Harry Angstrom first started retailing his exurban existentialism in Rabbit Run (1960), Updike's second novel. A 26-year-old faded high school basketball star, living in Pennsylvania's "fifth-largest city" (i.e., Reading), Rabbit agonized over his lost athletic glory and suffocated in the company of Janice, his pregnant, alcoholic wife. Confused, lustful, crisis-ridden, he ran out on her and took up with a prostitute. Rabbit Run ended in tragedy, with Rabbit still psychologically on the lam.
Harry returned in Rabbit Redux (1971) as a 36-year-old linotypist for his local Brewer, Pa., paper and was assaulted by walking news items of the late '60s - hippies, drugs, anti-war types.

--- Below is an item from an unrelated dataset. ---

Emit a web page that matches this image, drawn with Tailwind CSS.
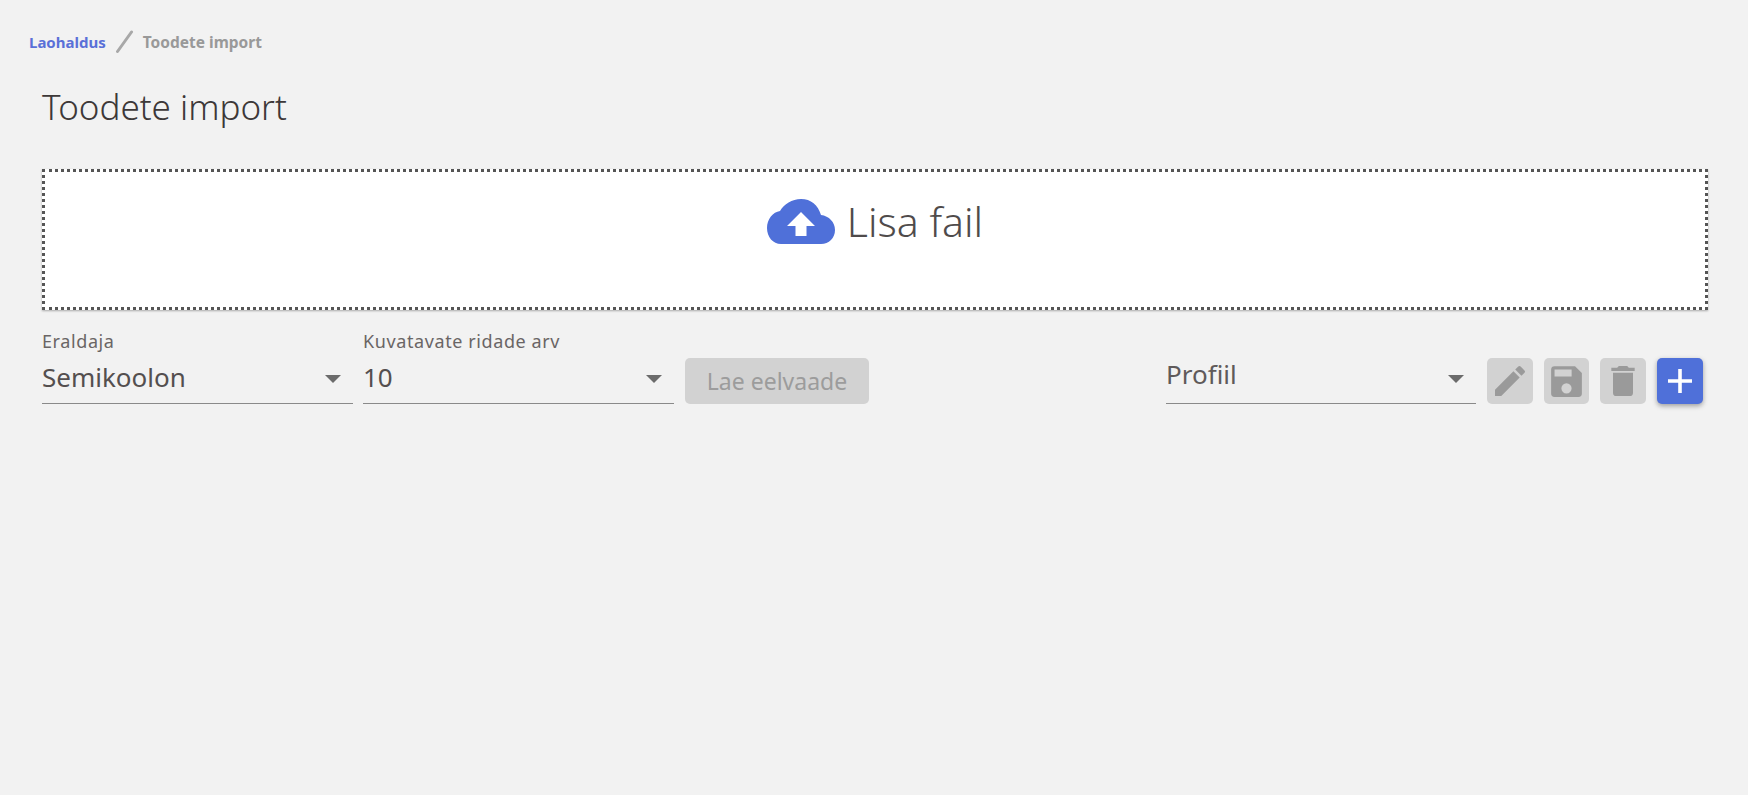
<!DOCTYPE html>
<html lang="et">
  <head>
    <meta charset="UTF-8" />
    <title>Toodete import</title>
    <script src="https://cdn.jsdelivr.net/npm/@tailwindcss/browser@4"></script>
  </head>
  <body class="h-[795px] overflow-hidden bg-[#f2f2f2] font-['Noto_Sans',sans-serif] text-[#544f4f]">
    <!-- Breadcrumb -->
    <nav class="mt-[30px] flex h-[24px] items-center pl-[29px] text-[15px] font-bold">
      <a class="text-[#5a70d8]">Laohaldus</a>
      <svg class="mr-[9px] ml-[10px] h-[24px] w-[18px]" viewBox="0 0 18 24"><path d="M1.500 21.500 L15.500 2" stroke="#a8a8a8" stroke-width="3" stroke-linecap="round" fill="none" /></svg>
      <span class="mt-[2px] text-[15.500px] text-[#999999]">Toodete import</span>
    </nav>

    <main class="pr-[40px] pl-[42px]">
      <h1 class="mt-[24px] h-[58px] text-[35px] leading-[58px] font-light text-[#3d3838]">Toodete import</h1>

      <!-- Upload area -->
      <div class="mt-[33px] flex h-[141px] justify-center border-[3px] border-dotted border-[#555555] bg-white pt-[27px] shadow-[0_1px_2px_rgba(0,0,0,0.3)]">
        <div class="flex h-[45px] items-center gap-[12px]">
          <svg class="h-[45px] w-[68px]" viewBox="0 0 68 45">
            <path fill="#4f70d9" d="M14 45 C6 45 0 38 0 29 C0 20 6 13 13 12 C17 5 25 0 34 0 C44 0 51 6 54 16 C62 17 68 23 68 31 C68 39 62 45 54 45 Z" />
            <path fill="#ffffff" d="M34 13 L48 27 L39.500 27 L39.500 37 L28.500 37 L28.500 27 L20 27 Z" />
          </svg>
          <span class="text-[41px] leading-[45px] font-light text-[#4f4b4b]">Lisa fail</span>
        </div>
      </div>

      <!-- Import options -->
      <div class="mt-[19px] flex items-start pr-[5px]">
        <div class="relative h-[75px] w-[311px] border-b border-[#8a8a8a]">
          <label class="block text-[18px] leading-[24px] tracking-[0.6px] text-[#6a6565]">Eraldaja</label>
          <div class="mt-[7px] text-[26px] leading-[34px]">Semikoolon</div>
          <span class="absolute top-[46px] right-[12px] h-0 w-0 border-x-[8px] border-t-[8px] border-x-transparent border-t-[#6b6b6b]"></span>
        </div>
        <div class="relative ml-[10px] h-[75px] w-[311px] border-b border-[#8a8a8a]">
          <label class="block text-[18px] leading-[24px] tracking-[0.6px] text-[#6a6565]">Kuvatavate ridade arv</label>
          <div class="mt-[7px] text-[26px] leading-[34px]">10</div>
          <span class="absolute top-[46px] right-[12px] h-0 w-0 border-x-[8px] border-t-[8px] border-x-transparent border-t-[#6b6b6b]"></span>
        </div>
        <button class="mt-[29px] ml-[11px] h-[46px] w-[184px] rounded-[5px] bg-[#d2d2d2] text-[23px] text-[#9c9c9c]">Lae eelvaade</button>

        <div class="relative mt-[29px] ml-auto h-[46px] w-[310px] border-b border-[#8a8a8a] text-[26px] leading-[32px] text-[#5f5a5a]">
          Profiil
          <span class="absolute top-[17px] right-[12px] h-0 w-0 border-x-[8px] border-t-[8px] border-x-transparent border-t-[#6b6b6b]"></span>
        </div>
        <button class="mt-[29px] ml-[11px] flex h-[46px] w-[46px] items-center justify-center rounded-[5px] bg-[#d2d2d2]">
          <svg class="h-[40px] w-[40px]" viewBox="0 0 24 24" fill="#9a9a9a"><path d="M3 17.250V21h3.750L17.810 9.940l-3.750-3.750L3 17.250zM20.710 7.040a1 1 0 0 0 0-1.410l-2.340-2.340a1 1 0 0 0-1.410 0l-1.830 1.830 3.750 3.750 1.830-1.830z" /></svg>
        </button>
        <button class="mt-[29px] ml-[11px] flex h-[46px] w-[45px] items-center justify-center rounded-[5px] bg-[#d2d2d2]">
          <svg class="h-[41px] w-[41px]" viewBox="0 0 24 24" fill="#9a9a9a"><path d="M17 3H5a2 2 0 0 0-2 2v14a2 2 0 0 0 2 2h14a2 2 0 0 0 2-2V7l-4-4zm-5 16a3 3 0 1 1 0-6 3 3 0 0 1 0 6zm3-10H5V5h10v4z" /></svg>
        </button>
        <button class="mt-[29px] ml-[11px] flex h-[46px] w-[46px] items-center justify-center rounded-[5px] bg-[#d2d2d2]">
          <svg class="h-[40px] w-[40px]" viewBox="0 0 24 24" fill="#9a9a9a"><path d="M6 19a2 2 0 0 0 2 2h8a2 2 0 0 0 2-2V7H6v12zM19 4h-3.500l-1-1h-5l-1 1H5v2h14V4z" /></svg>
        </button>
        <button class="mt-[29px] ml-[11px] flex h-[46px] w-[46px] items-center justify-center rounded-[5px] bg-[#4f70d9] shadow-[0_2px_5px_rgba(0,0,0,0.35)]">
          <svg class="h-[24px] w-[24px]" viewBox="0 0 24 24" fill="#ffffff"><path d="M10.200 0h3.600v10.200H24v3.600H13.800V24h-3.600V13.800H0v-3.600h10.200z" /></svg>
        </button>
      </div>
    </main>
  </body>
</html>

Janice, now working for her father's Toyota dealership, leapt into an affair with a co-worker. Rabbit's 13-year-old son, Nelson, disdained him. Rabbit took up with a trampy 18-year-old girl and wound up a psychological captive of her pimp and friend, a Messianic black Vietnam vet and drug user. Surviving that novel for Rabbit meant simply ending up in a motel bed with his own wife.

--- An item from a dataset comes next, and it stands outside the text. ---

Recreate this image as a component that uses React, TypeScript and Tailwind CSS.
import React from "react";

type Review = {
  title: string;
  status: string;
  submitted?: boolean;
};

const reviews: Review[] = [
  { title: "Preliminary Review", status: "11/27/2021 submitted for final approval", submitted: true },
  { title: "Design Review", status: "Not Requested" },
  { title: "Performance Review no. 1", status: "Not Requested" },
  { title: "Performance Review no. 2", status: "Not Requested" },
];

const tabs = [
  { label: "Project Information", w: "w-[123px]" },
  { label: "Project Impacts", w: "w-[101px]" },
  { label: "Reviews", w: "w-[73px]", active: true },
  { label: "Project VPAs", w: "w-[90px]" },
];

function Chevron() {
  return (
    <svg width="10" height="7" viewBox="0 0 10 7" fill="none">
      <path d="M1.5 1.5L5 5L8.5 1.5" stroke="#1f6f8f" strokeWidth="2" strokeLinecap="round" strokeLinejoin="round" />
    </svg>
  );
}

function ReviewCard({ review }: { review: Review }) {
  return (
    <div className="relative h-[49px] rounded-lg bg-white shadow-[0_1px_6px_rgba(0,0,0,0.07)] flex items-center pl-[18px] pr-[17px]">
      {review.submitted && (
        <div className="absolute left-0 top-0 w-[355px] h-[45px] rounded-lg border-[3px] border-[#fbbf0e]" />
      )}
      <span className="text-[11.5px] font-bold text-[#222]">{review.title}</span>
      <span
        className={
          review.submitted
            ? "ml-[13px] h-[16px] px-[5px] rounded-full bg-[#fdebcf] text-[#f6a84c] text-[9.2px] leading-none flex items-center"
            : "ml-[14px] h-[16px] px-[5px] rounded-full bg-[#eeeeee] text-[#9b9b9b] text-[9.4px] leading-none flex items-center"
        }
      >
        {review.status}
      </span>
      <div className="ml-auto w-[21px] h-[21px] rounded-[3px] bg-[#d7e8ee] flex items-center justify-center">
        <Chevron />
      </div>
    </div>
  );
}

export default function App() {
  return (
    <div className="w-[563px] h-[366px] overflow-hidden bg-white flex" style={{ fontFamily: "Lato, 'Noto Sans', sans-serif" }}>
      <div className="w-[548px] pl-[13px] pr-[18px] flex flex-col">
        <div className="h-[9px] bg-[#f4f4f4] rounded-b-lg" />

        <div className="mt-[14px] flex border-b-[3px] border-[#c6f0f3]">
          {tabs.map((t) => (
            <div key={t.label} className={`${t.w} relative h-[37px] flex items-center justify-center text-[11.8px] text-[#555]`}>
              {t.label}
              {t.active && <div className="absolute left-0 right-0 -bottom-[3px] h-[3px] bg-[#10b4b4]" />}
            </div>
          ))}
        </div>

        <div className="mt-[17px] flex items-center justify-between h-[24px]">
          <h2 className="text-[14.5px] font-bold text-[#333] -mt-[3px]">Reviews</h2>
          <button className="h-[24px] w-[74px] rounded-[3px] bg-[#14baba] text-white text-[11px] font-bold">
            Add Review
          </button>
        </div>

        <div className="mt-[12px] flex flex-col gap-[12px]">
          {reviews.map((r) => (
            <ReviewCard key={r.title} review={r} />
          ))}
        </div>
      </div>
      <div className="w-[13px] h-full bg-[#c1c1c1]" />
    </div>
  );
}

Ten years later, Comet Harry orbited through again, in Rabbit Is Rich (1981). On the Carter-Reagan cusp, Rabbit, now 46, found himself a successful middle-aged Toyota dealer, successor to his father-in-law. Accustomed to the good life, comfortable around Brewer, Rabbit golfed, drank and fooled around.

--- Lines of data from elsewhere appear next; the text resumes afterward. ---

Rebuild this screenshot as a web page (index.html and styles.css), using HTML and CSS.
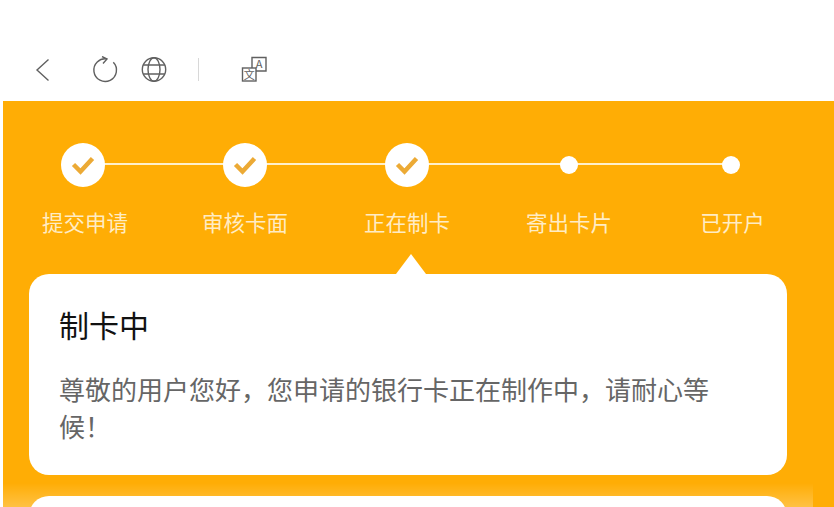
FILE: index.html

```html
<!DOCTYPE html>
<html lang="zh-CN">
<head>
    <meta charset="UTF-8">
    <meta name="viewport" content="width=device-width, initial-scale=1.0">
    <title>制卡中</title>
    <link rel="stylesheet" href="styles.css">
</head>
<body>
    <div class="toolbar">
        <svg class="icon back" viewBox="0 0 28 28"><path d="M19.5 3.5 L8 14 L19.5 24.5"/></svg>
        <svg class="icon reload" viewBox="0 0 28 28"><path d="M16 3 A11.3 11.3 0 1 0 22.3 6.3"/><path d="M11 0.5 L16 3 L12 7.5"/></svg>
        <svg class="icon globe" viewBox="0 0 28 28">
            <circle cx="14" cy="13.5" r="11.7"/>
            <ellipse cx="14" cy="13.5" rx="6" ry="11.7"/>
            <path d="M3.2 9 H24.8 M3.2 18 H24.8"/>
        </svg>
        <span class="divider"></span>
        <svg class="icon translate" viewBox="0 0 28 28">
            <path d="M12 12 V1.5 H26 V15 H16"/>
            <rect x="2.5" y="12" width="13.5" height="13"/>
            <text x="19" y="12">A</text>
            <text x="9.2" y="22.5">文</text>
        </svg>
    </div>

    <div class="page">
        <div class="content">
            <ul class="steps">
                <li class="step done">
                    <span class="mark"><svg viewBox="0 0 44 44"><path d="M12.5 21.5 L19.5 28.5 L31.5 15.5"/></svg></span>
                    <p>提交申请</p>
                </li>
                <li class="step done">
                    <span class="mark"><svg viewBox="0 0 44 44"><path d="M12.5 21.5 L19.5 28.5 L31.5 15.5"/></svg></span>
                    <p>审核卡面</p>
                </li>
                <li class="step done current">
                    <span class="mark"><svg viewBox="0 0 44 44"><path d="M12.5 21.5 L19.5 28.5 L31.5 15.5"/></svg></span>
                    <p>正在制卡</p>
                </li>
                <li class="step">
                    <span class="mark"></span>
                    <p>寄出卡片</p>
                </li>
                <li class="step">
                    <span class="mark"></span>
                    <p>已开户</p>
                </li>
            </ul>

            <div class="card">
                <h2>制卡中</h2>
                <p>尊敬的用户您好&#xFF0C;您申请的银行卡正在制作中&#xFF0C;请耐心等候&#xFF01;</p>
            </div>
            <div class="card next"></div>
            <div class="fade"></div>
        </div>
    </div>
</body>
</html>
```

FILE: styles.css

```css
* {
    margin: 0;
    padding: 0;
    box-sizing: border-box;
}

body {
    width: 834px;
    height: 507px;
    background: #fff;
    font-family: "Noto Sans CJK SC", "Noto Sans", sans-serif;
    overflow: hidden;
}

.toolbar {
    height: 101px;
    padding: 38px 0 0 29px;
    display: flex;
    align-items: center;
}

.icon {
    width: 28px;
    height: 28px;
    fill: none;
    stroke: #606060;
    stroke-width: 1.4;
}

.reload { margin-left: 34px; }
.globe { margin-left: 21px; }

.divider {
    width: 1px;
    height: 23px;
    background: #d8d8d8;
    margin-left: 30px;
}

.translate { margin-left: 41px; }

.translate text {
    fill: #606060;
    stroke: none;
    font-size: 11px;
    text-anchor: middle;
}

.page {
    margin-left: 3px;
    height: 406px;
    background: #ffad05;
    overflow: hidden;
}

.content {
    position: relative;
    width: 810px;
    height: 406px;
    padding: 0 26px;
}

.steps {
    list-style: none;
    display: grid;
    grid-template-columns: repeat(5, 162px);
    margin: 0 -26px;
    padding-top: 41px;
}

.step {
    position: relative;
    display: flex;
    flex-direction: column;
    align-items: center;
    transform: translateX(-1px);
}

/* line to the next step */
.step::after {
    content: "";
    position: absolute;
    top: 21px;
    left: 50%;
    width: 162px;
    height: 2px;
    background: #fff0cc;
}

.step:last-child::after {
    display: none;
}

.mark {
    position: relative;
    z-index: 1;
    width: 18px;
    height: 18px;
    margin: 14px 0;
    border-radius: 50%;
    background: #fff;
}

.done .mark {
    width: 44px;
    height: 44px;
    margin: 1px 0;
}

.mark svg {
    display: block;
    width: 44px;
    height: 44px;
    fill: none;
    stroke: #ecaa35;
    stroke-width: 4.5;
}

.step p {
    margin-top: 16px;
    font-size: 21.5px;
    line-height: 36px;
    color: #ffecc4;
    white-space: nowrap;
}

.step:first-child p { margin-left: 4px; }
.step:last-child p { margin-left: 3px; }

.card {
    position: relative;
    margin-top: 34px;
    padding: 30px 30px 0;
    height: 201px;
    background: #fff;
    border-radius: 20px;
}

/* pointer up to the current step */
.card:not(.next)::before {
    content: "";
    position: absolute;
    top: -20px;
    left: 367px;
    border-left: 15px solid transparent;
    border-right: 15px solid transparent;
    border-bottom: 20px solid #fff;
}

.card h2 {
    font-size: 30px;
    font-weight: 400;
    line-height: 40px;
    color: #111;
}

.card p {
    margin-top: 26px;
    font-size: 26px;
    line-height: 37px;
    color: #666;
}

.card.next {
    margin-top: 21px;
}

.fade {
    position: absolute;
    left: 0;
    right: 0;
    bottom: 0;
    height: 24px;
    background: linear-gradient(rgba(255, 255, 255, 0), rgba(255, 255, 255, 0.25));
}
```
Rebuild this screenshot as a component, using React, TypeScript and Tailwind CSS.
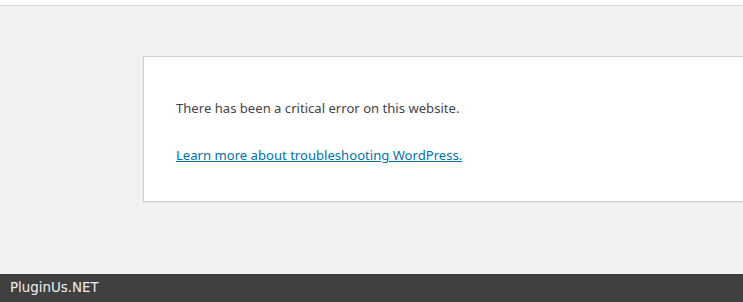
export default function App() {
  return (
    <div className="flex h-[302px] w-[743px] flex-col overflow-hidden bg-[#f1f1f1]">
      <div className="h-[6px] shrink-0 border-b border-[#dcdcdc] bg-white" />
      <div className="flex-1 overflow-hidden">
        <div className="ml-[143px] mt-[50px] w-[700px] border border-[#ccd0d4] bg-white pb-[35px] pl-[32px] pt-[41px] shadow-[0_1px_1px_rgba(0,0,0,0.04)] [font-family:'Noto_Sans',sans-serif]">
          <p className="text-[13.1px] leading-[21px] text-[#444]">There has been a critical error on this website.</p>
          <p className="mt-[26px] text-[13.1px] leading-[21px]">
            <a href="#" className="text-[#0073aa] underline">Learn more about troubleshooting WordPress.</a>
          </p>
        </div>
      </div>
      <div className="flex h-[28px] shrink-0 items-center bg-[#404040] pl-[10px] text-[13.4px] text-[#f0f0f0] [font-family:'DejaVu_Sans',sans-serif]">
        PluginUs.NET
      </div>
    </div>
  );
}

Still married to Janice after 23 years, he jaunted to Bermuda with her for spouse-swapping. Rabbit remained a wire service to his era, voicing concerns about OPEC pricing, TV shows like The Waltons, the Iran hostage crisis. Nelson, a 23-year-old showing Rabbit-like tendencies, returned home from
college trailing two women, one of them pregnant.